— Start —

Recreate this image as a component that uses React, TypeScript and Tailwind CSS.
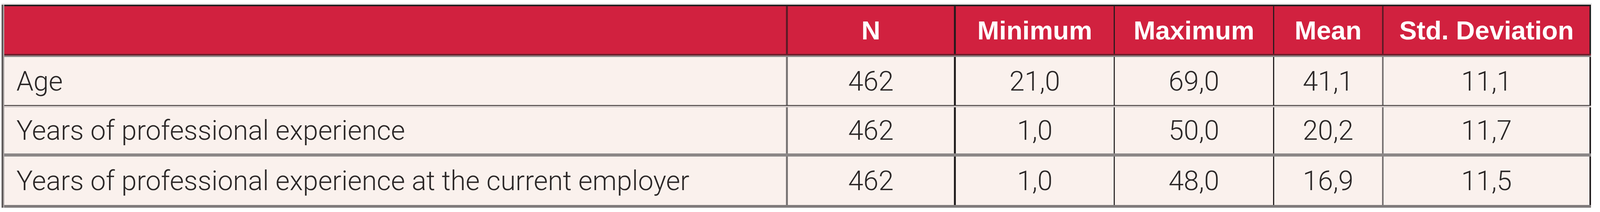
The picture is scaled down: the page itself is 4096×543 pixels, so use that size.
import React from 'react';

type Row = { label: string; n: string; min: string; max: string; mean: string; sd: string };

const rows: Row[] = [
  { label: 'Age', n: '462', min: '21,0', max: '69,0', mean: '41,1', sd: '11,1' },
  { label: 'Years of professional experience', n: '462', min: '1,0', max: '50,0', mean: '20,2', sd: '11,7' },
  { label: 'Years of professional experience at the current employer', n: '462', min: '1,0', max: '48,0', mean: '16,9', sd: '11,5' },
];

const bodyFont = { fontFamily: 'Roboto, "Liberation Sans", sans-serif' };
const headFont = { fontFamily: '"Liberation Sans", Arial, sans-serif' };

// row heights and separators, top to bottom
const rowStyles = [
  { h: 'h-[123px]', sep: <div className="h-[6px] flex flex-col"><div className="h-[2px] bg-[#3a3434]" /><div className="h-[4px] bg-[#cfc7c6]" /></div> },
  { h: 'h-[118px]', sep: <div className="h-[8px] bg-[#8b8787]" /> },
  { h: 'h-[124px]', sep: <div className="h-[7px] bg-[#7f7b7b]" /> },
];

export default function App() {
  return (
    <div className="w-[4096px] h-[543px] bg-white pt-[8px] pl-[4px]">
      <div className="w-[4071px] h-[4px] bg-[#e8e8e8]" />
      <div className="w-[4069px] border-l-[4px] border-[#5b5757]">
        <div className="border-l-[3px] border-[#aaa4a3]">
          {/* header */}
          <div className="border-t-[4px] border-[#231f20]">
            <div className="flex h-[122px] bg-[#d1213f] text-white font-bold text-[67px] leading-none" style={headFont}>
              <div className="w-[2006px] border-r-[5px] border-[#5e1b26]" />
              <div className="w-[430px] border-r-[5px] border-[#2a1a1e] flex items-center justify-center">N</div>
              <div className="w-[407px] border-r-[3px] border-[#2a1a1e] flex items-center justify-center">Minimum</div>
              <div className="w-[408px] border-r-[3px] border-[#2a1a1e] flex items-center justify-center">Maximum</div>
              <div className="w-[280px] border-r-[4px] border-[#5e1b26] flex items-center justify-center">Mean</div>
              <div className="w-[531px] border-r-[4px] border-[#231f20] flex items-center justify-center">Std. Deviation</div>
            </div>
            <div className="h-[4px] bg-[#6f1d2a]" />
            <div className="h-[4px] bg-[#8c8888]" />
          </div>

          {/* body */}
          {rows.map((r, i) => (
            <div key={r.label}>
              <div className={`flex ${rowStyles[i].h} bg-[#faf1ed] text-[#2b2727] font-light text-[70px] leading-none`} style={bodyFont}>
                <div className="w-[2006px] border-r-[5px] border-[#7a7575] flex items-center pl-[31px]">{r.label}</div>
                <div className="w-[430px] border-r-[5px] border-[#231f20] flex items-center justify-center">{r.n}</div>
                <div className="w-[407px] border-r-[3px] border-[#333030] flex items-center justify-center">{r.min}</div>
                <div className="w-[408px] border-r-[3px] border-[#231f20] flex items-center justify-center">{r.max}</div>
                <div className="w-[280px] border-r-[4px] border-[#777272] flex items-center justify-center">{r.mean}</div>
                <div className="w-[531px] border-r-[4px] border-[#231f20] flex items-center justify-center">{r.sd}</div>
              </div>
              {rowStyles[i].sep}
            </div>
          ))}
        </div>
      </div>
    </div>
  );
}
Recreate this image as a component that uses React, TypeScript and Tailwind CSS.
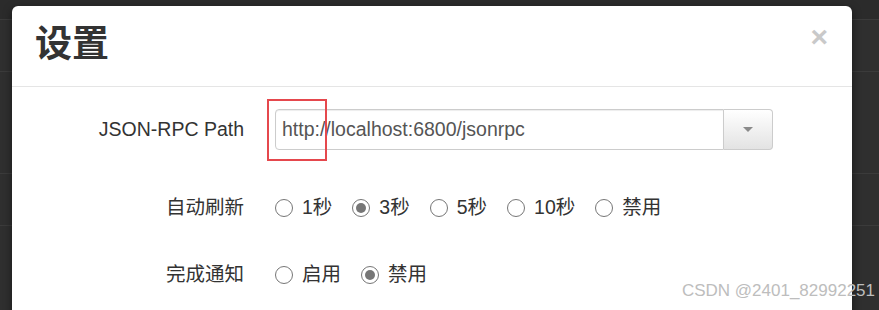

— End —

**Exercise:** Output the entries above exactly. Drop the pictures.

**Response to this task:**
Recreate this image as a component that uses React, TypeScript and Tailwind CSS.
The picture is scaled down: the page itself is 4096×543 pixels, so use that size.
import React from 'react';

type Row = { label: string; n: string; min: string; max: string; mean: string; sd: string };

const rows: Row[] = [
  { label: 'Age', n: '462', min: '21,0', max: '69,0', mean: '41,1', sd: '11,1' },
  { label: 'Years of professional experience', n: '462', min: '1,0', max: '50,0', mean: '20,2', sd: '11,7' },
  { label: 'Years of professional experience at the current employer', n: '462', min: '1,0', max: '48,0', mean: '16,9', sd: '11,5' },
];

const bodyFont = { fontFamily: 'Roboto, "Liberation Sans", sans-serif' };
const headFont = { fontFamily: '"Liberation Sans", Arial, sans-serif' };

// row heights and separators, top to bottom
const rowStyles = [
  { h: 'h-[123px]', sep: <div className="h-[6px] flex flex-col"><div className="h-[2px] bg-[#3a3434]" /><div className="h-[4px] bg-[#cfc7c6]" /></div> },
  { h: 'h-[118px]', sep: <div className="h-[8px] bg-[#8b8787]" /> },
  { h: 'h-[124px]', sep: <div className="h-[7px] bg-[#7f7b7b]" /> },
];

export default function App() {
  return (
    <div className="w-[4096px] h-[543px] bg-white pt-[8px] pl-[4px]">
      <div className="w-[4071px] h-[4px] bg-[#e8e8e8]" />
      <div className="w-[4069px] border-l-[4px] border-[#5b5757]">
        <div className="border-l-[3px] border-[#aaa4a3]">
          {/* header */}
          <div className="border-t-[4px] border-[#231f20]">
            <div className="flex h-[122px] bg-[#d1213f] text-white font-bold text-[67px] leading-none" style={headFont}>
              <div className="w-[2006px] border-r-[5px] border-[#5e1b26]" />
              <div className="w-[430px] border-r-[5px] border-[#2a1a1e] flex items-center justify-center">N</div>
              <div className="w-[407px] border-r-[3px] border-[#2a1a1e] flex items-center justify-center">Minimum</div>
              <div className="w-[408px] border-r-[3px] border-[#2a1a1e] flex items-center justify-center">Maximum</div>
              <div className="w-[280px] border-r-[4px] border-[#5e1b26] flex items-center justify-center">Mean</div>
              <div className="w-[531px] border-r-[4px] border-[#231f20] flex items-center justify-center">Std. Deviation</div>
            </div>
            <div className="h-[4px] bg-[#6f1d2a]" />
            <div className="h-[4px] bg-[#8c8888]" />
          </div>

          {/* body */}
          {rows.map((r, i) => (
            <div key={r.label}>
              <div className={`flex ${rowStyles[i].h} bg-[#faf1ed] text-[#2b2727] font-light text-[70px] leading-none`} style={bodyFont}>
                <div className="w-[2006px] border-r-[5px] border-[#7a7575] flex items-center pl-[31px]">{r.label}</div>
                <div className="w-[430px] border-r-[5px] border-[#231f20] flex items-center justify-center">{r.n}</div>
                <div className="w-[407px] border-r-[3px] border-[#333030] flex items-center justify-center">{r.min}</div>
                <div className="w-[408px] border-r-[3px] border-[#231f20] flex items-center justify-center">{r.max}</div>
                <div className="w-[280px] border-r-[4px] border-[#777272] flex items-center justify-center">{r.mean}</div>
                <div className="w-[531px] border-r-[4px] border-[#231f20] flex items-center justify-center">{r.sd}</div>
              </div>
              {rowStyles[i].sep}
            </div>
          ))}
        </div>
      </div>
    </div>
  );
}
Recreate this image as a component that uses React, TypeScript and Tailwind CSS.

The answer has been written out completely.